A while back, I was compared to a combination of Martha Abbott and Ivy Carson, which of course made me go grab a copy of The Changeling off the library shelf (autographed: “Greetings from Zilpha Snyder”). I went on a huge Snyder kick, probably in middle school - something about her books appealed hugely to my kind of imagination. And yes, I am a combination of Martha and Ivy. I’ve got Martha’s holding back, and being the one who latches onto a more spontaneous friend. I’ve got a bit of Ivy’s dancing and imagination.

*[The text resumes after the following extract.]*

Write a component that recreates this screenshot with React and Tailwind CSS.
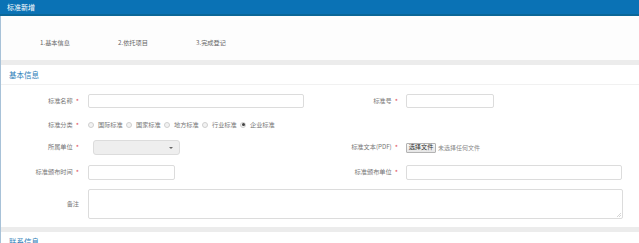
import React from 'react'

const cn = "font-['Noto_Sans_CJK_SC','Noto_Sans',sans-serif]";

function Label({ text, required = true }) {
	return (
		<div className="w-[80px] shrink-0 flex justify-end items-center text-[6.2px] text-[#777] leading-none pr-[2px]">
			<span>{text}</span>
			{required && <span className="text-[#e0505a] ml-[3px] text-[7px]">*</span>}
		</div>
	);
}

function Radio({ label, checked }) {
	return (
		<div className="flex items-center w-[38px] shrink-0">
			<span className="w-[6px] h-[6px] rounded-full border border-[#cfcfcf] bg-[#f2f2f2] flex items-center justify-center">
				{checked && <span className="w-[3px] h-[3px] rounded-full bg-[#444]" />}
			</span>
			<span className="ml-[4px] text-[6.2px] text-[#777] leading-none">{label}</span>
		</div>
	);
}

export default function App() {
	const kinds = ['国际标准', '国家标准', '地方标准', '行业标准', '企业标准'];

	return (
		<div className={`w-[639px] bg-white ${cn}`}>
			{/* 顶部标题 */}
			<div className="h-[16px] bg-[#0a72b5] border-b-[2px] border-[#0b6798] flex items-center px-[7px] shadow-[0_1px_0_#9fd3ee]">
				<span className="text-white text-[7px] leading-none">标准新增</span>
			</div>

			<div className="border-l border-[#a8c2d8]">
				{/* 步骤 */}
				<div className="h-[44px] bg-[#fdfdfd] flex items-center pt-[10px] pl-[39px] text-[6.2px] text-[#666] leading-none">
					<span className="w-[78px]">1.基本信息</span>
					<span className="w-[78px]">2.依托项目</span>
					<span>3.完成登记</span>
				</div>
				<div className="h-[5px] bg-[#ececec]" />

				{/* 基本信息 */}
				<div className="h-[20px] flex items-center pl-[8px] border-b border-[#f1f1f1]">
					<span className="text-[7.5px] text-[#2b7db8] leading-none">基本信息</span>
				</div>

				<div className="flex flex-col pb-[8px]">
					<div className="grid grid-cols-2 mt-[9px] h-[14px]">
						<div className="flex items-center">
							<Label text="标准名称" />
							<input className="ml-[7px] w-[216px] h-[14px] border border-[#dcdcdc] rounded-[2px] bg-white" />
						</div>
						<div className="flex items-center">
							<Label text="标准号" />
							<input className="ml-[6px] w-[88px] h-[14px] border border-[#dcdcdc] rounded-[2px] bg-white" />
						</div>
					</div>

					<div className="grid grid-cols-2 mt-[10px] h-[14px]">
						<div className="flex items-center">
							<Label text="标准分类" />
							<div className="ml-[7px] flex items-center">
								{kinds.map((k, i) => (
									<Radio key={k} label={k} checked={i === 4} />
								))}
							</div>
						</div>
						<div />
					</div>

					<div className="grid grid-cols-2 mt-[8px] h-[15px]">
						<div className="flex items-center">
							<Label text="所属单位" />
							<div className="ml-[12px] w-[87px] h-[15px] border border-[#dcdcdc] rounded-[3px] bg-[#eeeeee] flex items-center justify-end pr-[6px]">
								<span className="w-0 h-0 border-l-[2px] border-r-[2px] border-t-[2px] border-l-transparent border-r-transparent border-t-[#666]" />
							</div>
						</div>
						<div className="flex items-center">
							<Label text="标准文本(PDF)" />
							<div className="ml-[6px] flex items-center">
								<span className="h-[10px] w-[30px] border border-[#b3b3b3] rounded-[1px] bg-gradient-to-b from-[#f8f8f8] to-[#e6e6e6] text-[6.2px] text-[#333] leading-none flex items-center justify-center">选择文件</span>
								<span className="ml-[2px] text-[6px] text-[#888] leading-none">未选择任何文件</span>
							</div>
						</div>
					</div>

					<div className="grid grid-cols-2 mt-[10px] h-[15px]">
						<div className="flex items-center">
							<Label text="标准颁布时间" />
							<input className="ml-[7px] w-[87px] h-[15px] border border-[#dcdcdc] rounded-[2px] bg-white" />
						</div>
						<div className="flex items-center">
							<Label text="标准颁布单位" />
							<input className="ml-[6px] w-[216px] h-[15px] border border-[#dcdcdc] rounded-[2px] bg-white" />
						</div>
					</div>

					<div className="flex mt-[9px] h-[30px]">
						<div className="w-[80px] shrink-0 flex justify-end items-center text-[6.2px] text-[#777] leading-none pr-[2px]">备注</div>
						<div className="relative ml-[7px] w-[535px] h-[30px]">
							<textarea className="w-full h-full border border-[#dcdcdc] rounded-[2px] bg-white resize-none block" />
							<svg className="absolute right-[2px] bottom-[2px]" width="4" height="4" viewBox="0 0 4 4">
								<path d="M4 0 L0 4 M4 2 L2 4" stroke="#bbb" strokeWidth="0.6" />
							</svg>
						</div>
					</div>
				</div>

				<div className="h-[5px] bg-[#ececec]" />

				{/* 联系信息 */}
				<div className="h-[20px] flex items-center pl-[8px] border-b border-[#f1f1f1]">
					<span className="text-[7.5px] text-[#2b7db8] leading-none">联系信息</span>
				</div>
				<div className="h-[60px]" />
			</div>
		</div>
	)
}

Martha is the youngest child in a family of active and successful people, while she got stuck with the hobby of gardening, which she doesn't really like, thanks to her grandmother. Her teacher calls her sweet, "but an awful daydreamer." She doesn't really have friends or interests, until she meets Ivy, one of the troublesome Carsons who are in and out of town and jail. Ivy defines herself as a changeling, an outsider in her family. The story starts when the girls are seven and continues through Ivy's many appearances and disappearances until the girls are sixteen.

One of the things that struck me most about the whole book (and as far as I remember this is true of all of ZKS’s books) was how well she captures the way children imagine and play and interact with each other. The way certain spots are magic - the grove of trees, the stone - and the way others are frightening but magnetic, like the burnt-out house. An original mythology of each childhood. The way a game changes and evolves from a near-religious belief to a performance, an acting out. The sense of going through phases, and changing without being aware of it at the time, and the way you realize you are different in front of different people. The way there is a spontaneous friend and the one who's more held-back, but the friendship somehow requires the alchemy of those two types to last over the years, on and off.

I also love that Martha becomes herself in high school. She gets most of the pain and angst out of the way in middle school (how true, how true) and settles down to true Martha-ness. I don’t think I was quite so much myself in high school (not to the degree that I am now, but I suppose that’s only natural) but 9th grade certainly was a big sigh of relief after middle school.

Depending more on character than plot, this story belongs to girls who live off their imaginations.